Shallow Text Analysis and Machine Learning for Authorship Attribution
Kim Luyckx and Walter Daelemans
Computational Linguistics in the Netherlands 2004. Selected papers from the fifteenth CLIN meeting
LOT Occasional Series
, Utrecht, The Netherlands
ISBN 90 76864 91 8
Current advances in shallow parsing and machine learning allow us to use results from these fields in a methodology for Authorship Attribution. We report on experiments with a corpus that consists of newspaper articles about national current affairs by different journalists from the Belgian newspaper De Standaard. Because the documents are in a similar genre, register, and range of topics, token-based (e.g., sentence length) and lexical features (e.g., vocabulary richness) can be kept roughly constant over the different authors. This allows us to focus on the use of syntax-based features as possible predictors for an author’s style, as well as on those token-based features that are predictive to author style more than to topic or register.

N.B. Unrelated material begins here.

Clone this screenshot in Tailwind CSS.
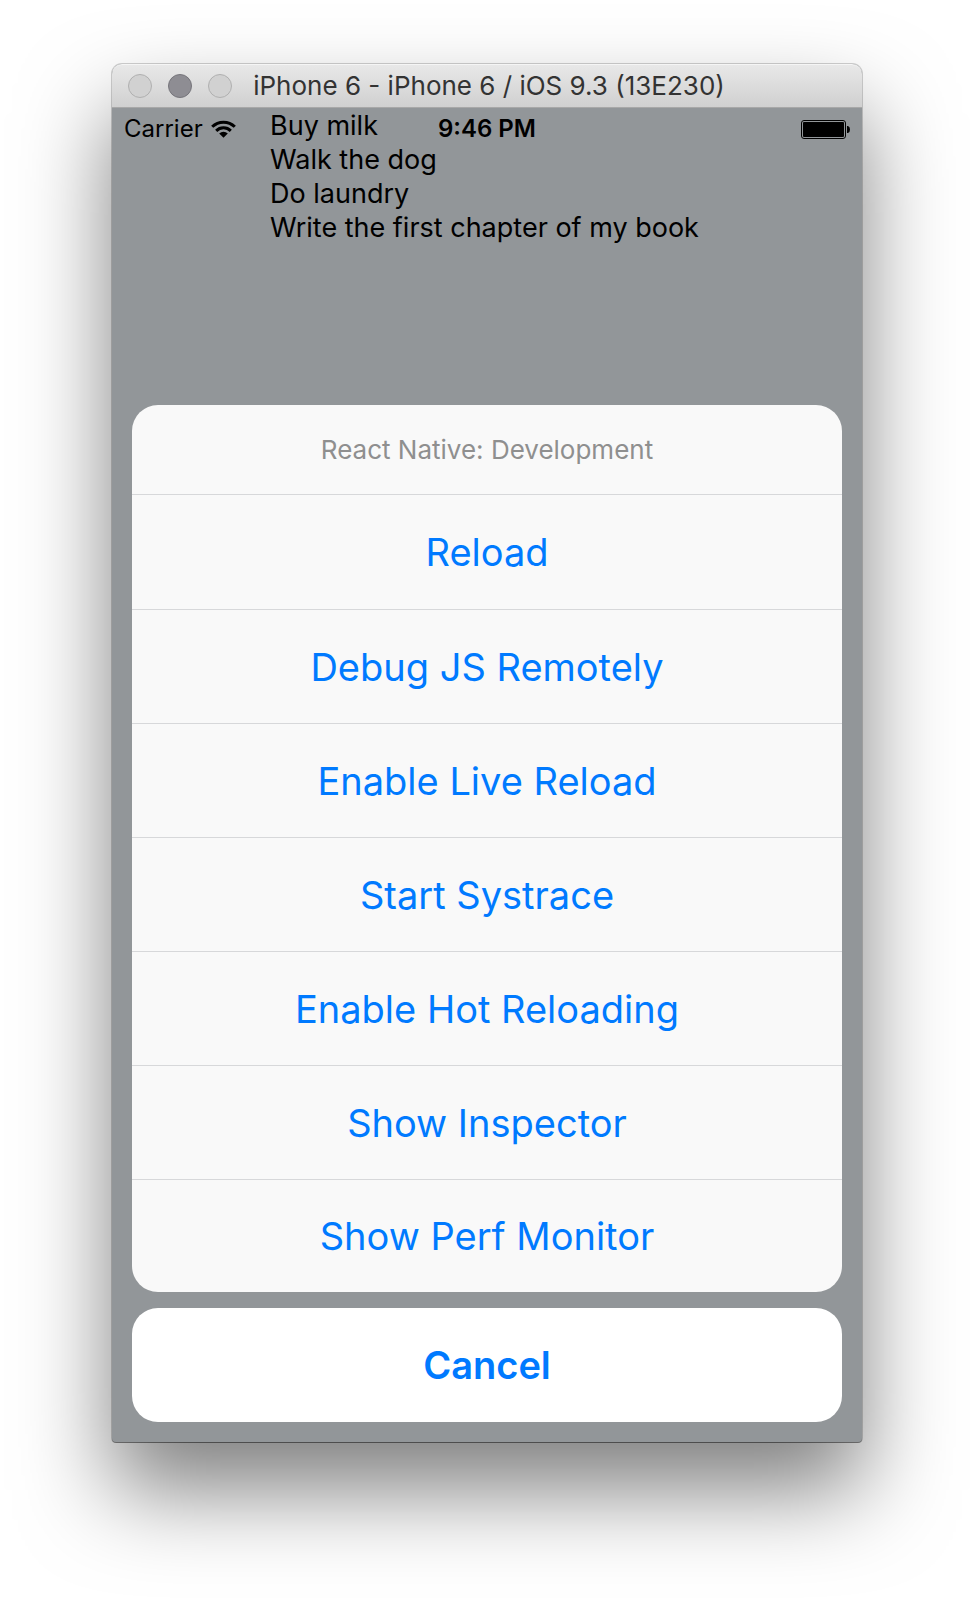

These style characteristics are not under the author’s conscious control and therefore good clues for Authorship Attribution. Machine Learning methods (TiMBL and the WEKA software package) are used to select informative combinations of syntactic, token-based and lexical features and to predict authorship of unseen documents. The combination of these features can be considered an implicit profile that characterizes the style of an author.